Hz. Huzeyfe (radıyallâhu anh): Ey Allah’ın Resûlü, şirk ile itham edilen mi, yoksa itham eden mi şirke daha yakındır, diye sorduğunda Allah Resûlü:“İtham eden”, buyurmuştur.6

Bugün de Allah’ı bilmeyen, Resûlü sallallâhu aleyhi ve sellemi tanımayan nice unvanlı kimseler vardır ki, katmerli cehalet içindedirler. Kâinattaki binlerce âyet ve delil karşısında düşünemeyen, terkip gücünü kullanamayan, varlık ve hâdiselere karşı kör ve sağır yaşayanlar, ad ve unvanları ne olursa olsun katmerli cehalet içindedirler. Zira biz, sadece insanın his, akıl, fikir dünyasını aydınlatan bilgiye ilim diyoruz; diğerine de hafıza hamallığı.

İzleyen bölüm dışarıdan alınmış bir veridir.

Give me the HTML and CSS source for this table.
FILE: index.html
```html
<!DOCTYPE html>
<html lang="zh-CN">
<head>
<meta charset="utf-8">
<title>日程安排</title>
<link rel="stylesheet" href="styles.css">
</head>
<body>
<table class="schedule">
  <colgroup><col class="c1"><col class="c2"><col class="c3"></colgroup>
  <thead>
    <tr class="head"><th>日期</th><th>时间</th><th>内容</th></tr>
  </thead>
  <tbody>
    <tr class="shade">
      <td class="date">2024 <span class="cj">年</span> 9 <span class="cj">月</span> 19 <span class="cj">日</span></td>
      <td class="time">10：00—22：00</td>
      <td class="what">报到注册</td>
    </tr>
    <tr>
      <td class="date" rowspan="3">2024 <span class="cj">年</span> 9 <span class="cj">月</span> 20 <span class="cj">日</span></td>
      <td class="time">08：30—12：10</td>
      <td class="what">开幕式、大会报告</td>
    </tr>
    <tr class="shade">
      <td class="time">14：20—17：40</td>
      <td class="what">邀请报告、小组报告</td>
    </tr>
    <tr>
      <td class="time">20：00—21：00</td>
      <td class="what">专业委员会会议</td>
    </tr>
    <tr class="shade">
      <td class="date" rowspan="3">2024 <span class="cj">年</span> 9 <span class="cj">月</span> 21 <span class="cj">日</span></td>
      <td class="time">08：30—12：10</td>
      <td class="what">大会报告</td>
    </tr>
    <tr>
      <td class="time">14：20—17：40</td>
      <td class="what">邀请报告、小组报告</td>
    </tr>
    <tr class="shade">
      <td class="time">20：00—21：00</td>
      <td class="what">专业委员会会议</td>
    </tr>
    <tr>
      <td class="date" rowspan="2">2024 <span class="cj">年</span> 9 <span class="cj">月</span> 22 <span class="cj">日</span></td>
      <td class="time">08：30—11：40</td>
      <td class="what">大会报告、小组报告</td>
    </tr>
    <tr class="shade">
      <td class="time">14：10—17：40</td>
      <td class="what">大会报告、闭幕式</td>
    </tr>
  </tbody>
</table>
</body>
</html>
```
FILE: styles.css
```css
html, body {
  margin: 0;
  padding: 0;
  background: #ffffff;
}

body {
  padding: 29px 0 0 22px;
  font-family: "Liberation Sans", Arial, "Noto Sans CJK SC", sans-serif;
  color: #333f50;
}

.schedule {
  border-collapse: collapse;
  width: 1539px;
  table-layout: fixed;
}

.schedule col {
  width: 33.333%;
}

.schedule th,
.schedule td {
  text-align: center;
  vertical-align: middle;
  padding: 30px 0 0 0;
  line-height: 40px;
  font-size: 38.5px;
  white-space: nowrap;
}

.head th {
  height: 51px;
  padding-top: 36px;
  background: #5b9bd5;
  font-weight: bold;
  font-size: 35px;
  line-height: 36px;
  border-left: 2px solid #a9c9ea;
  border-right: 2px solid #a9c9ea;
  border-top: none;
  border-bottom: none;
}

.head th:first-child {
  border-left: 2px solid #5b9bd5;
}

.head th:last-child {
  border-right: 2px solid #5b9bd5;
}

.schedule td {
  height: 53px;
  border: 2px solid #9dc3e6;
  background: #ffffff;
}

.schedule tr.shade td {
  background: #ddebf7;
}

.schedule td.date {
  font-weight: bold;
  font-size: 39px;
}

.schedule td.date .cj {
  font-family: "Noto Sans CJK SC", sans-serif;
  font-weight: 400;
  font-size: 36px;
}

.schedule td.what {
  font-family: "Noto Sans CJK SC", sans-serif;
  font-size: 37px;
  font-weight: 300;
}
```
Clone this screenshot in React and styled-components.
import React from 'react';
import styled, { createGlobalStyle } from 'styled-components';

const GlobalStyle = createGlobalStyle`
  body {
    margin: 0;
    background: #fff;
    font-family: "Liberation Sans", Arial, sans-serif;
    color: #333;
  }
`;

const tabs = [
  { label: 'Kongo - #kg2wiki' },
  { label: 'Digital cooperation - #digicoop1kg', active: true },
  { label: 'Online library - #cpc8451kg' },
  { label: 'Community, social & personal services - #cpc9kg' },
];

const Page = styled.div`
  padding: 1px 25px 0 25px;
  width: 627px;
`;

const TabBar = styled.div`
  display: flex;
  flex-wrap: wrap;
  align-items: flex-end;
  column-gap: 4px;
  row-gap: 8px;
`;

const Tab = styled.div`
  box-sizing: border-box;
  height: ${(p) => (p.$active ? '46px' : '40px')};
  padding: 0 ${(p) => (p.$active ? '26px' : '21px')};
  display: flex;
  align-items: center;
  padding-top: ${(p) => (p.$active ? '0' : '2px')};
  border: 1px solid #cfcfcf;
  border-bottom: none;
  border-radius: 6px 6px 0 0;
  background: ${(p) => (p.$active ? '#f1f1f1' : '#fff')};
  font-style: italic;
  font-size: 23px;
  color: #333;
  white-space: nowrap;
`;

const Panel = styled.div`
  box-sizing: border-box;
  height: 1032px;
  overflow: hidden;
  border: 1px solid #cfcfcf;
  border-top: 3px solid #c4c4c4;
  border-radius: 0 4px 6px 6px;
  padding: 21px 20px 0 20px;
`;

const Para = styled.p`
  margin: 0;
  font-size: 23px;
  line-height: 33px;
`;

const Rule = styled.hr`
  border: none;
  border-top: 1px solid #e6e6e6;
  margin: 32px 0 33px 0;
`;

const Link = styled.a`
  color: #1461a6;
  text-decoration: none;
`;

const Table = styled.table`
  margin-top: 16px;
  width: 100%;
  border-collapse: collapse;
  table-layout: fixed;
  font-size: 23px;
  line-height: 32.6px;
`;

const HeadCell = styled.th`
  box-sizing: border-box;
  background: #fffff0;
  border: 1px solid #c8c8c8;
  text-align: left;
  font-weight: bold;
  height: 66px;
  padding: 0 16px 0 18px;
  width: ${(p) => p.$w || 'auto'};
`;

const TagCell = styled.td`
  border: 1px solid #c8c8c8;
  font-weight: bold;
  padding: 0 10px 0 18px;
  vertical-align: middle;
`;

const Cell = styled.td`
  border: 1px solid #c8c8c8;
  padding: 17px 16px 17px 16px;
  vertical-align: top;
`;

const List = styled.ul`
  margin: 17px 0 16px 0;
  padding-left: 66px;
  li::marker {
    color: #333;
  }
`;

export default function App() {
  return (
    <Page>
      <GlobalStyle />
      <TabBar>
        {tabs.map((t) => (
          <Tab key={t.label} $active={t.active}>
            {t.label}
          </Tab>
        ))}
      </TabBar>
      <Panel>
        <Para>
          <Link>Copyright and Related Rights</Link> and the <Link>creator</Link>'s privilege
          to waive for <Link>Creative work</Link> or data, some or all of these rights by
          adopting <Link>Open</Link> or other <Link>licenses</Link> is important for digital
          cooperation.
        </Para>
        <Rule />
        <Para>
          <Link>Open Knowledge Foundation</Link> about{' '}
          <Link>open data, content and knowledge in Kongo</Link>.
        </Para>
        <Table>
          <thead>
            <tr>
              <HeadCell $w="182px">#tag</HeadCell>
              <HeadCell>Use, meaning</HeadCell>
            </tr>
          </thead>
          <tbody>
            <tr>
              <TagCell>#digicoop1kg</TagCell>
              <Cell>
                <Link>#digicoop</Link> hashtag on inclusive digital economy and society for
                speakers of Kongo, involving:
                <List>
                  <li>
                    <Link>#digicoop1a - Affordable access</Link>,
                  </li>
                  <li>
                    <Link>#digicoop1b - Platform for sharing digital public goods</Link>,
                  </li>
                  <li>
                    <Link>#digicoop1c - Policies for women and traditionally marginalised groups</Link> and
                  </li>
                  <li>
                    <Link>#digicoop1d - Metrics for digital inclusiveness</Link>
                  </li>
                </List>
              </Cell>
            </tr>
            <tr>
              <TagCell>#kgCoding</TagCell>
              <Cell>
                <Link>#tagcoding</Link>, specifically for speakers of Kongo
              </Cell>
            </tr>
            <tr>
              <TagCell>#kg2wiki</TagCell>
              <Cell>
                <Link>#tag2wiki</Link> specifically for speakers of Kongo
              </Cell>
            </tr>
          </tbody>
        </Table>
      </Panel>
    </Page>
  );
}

Kur’ân-ı Kerim’in ilk mesajı, “Oku, Rabbinin adıyla…”7 şeklinde tecelli etmiştir. Evet, Allah’ın, Resûl-i Ekrem’e (sallallâhu aleyhi ve sellem) ilk hitabı “Oku!” olmuştur. Allah “Kur’ân’ı oku!” demiyor; hatta “size verilen kitabı okuyun” da demiyor. Bu “Oku!” emrinin mânâsını Kur’ân yine kendisi tefsir ediyor ve: “Sen O Rabbin adıyla oku ki, yarattı.”8 buyurarak yaratma gibi bir hâdiseyi nazara veriyor. Burada Kur’ân-ı Kerim’i okumanın yanında âyât-ı tekvîniyenin simasındaki yazıların okunmasının hatırlatılması da söz konusudur. “Oku, O Ekrem olan Rabbinin adıyla oku ki, kalemle yazmayı öğretti.”9

Görüldüğü gibi burada “okuma” ve “yazma” unsurları arka arkaya zikredilmektedir. Evet insan okuyup-yazacaktır; ama hem âyât-ı tekviniyeyi, hem kendi bâtınî yapısını, hem de Kur’ân’ın özünü anlamaya yönelik olarak okuyacaktır okuyacağı her şeyi. Yer yer kendi fizyolojisine, kendi anatomisine zaman zaman da kâinatın simasına bakacak ve aldığı dersi, elde ettiği marifeti, duyduğu ölçüde aile çevresinden başlayarak başkalarına da duyuracaktır. Evet burada “oku” emrinin sadece Kur’ân’ın elfazını okumak olmadığı siyaktan da anlaşılıyor. Kur’ân, “oku” emriyle, hem ilâhi emirleri hem de âyât-ı tekviniyeyi, kâinattaki kanunları okumayı tavsiye ediyor. Dolayısıyla okurken hem yaratılışımızı, hem kâinatı, hem de Allah’ın kelâmını O’nun adıyla okuyacağız. Burada Kur’ân, önce yaratılışımıza dikkatleri çekerek, âdeta bizi “Nasıl yaratıldınız?” sorusuna bağlıyor. Hemen arkasından da, bu yaratılışın bir “alak”tan, bir başka yerde de “bir damla su”dan olduğunu belirterek düşüncelerimizi yaratılıştaki esrara bağlıyor.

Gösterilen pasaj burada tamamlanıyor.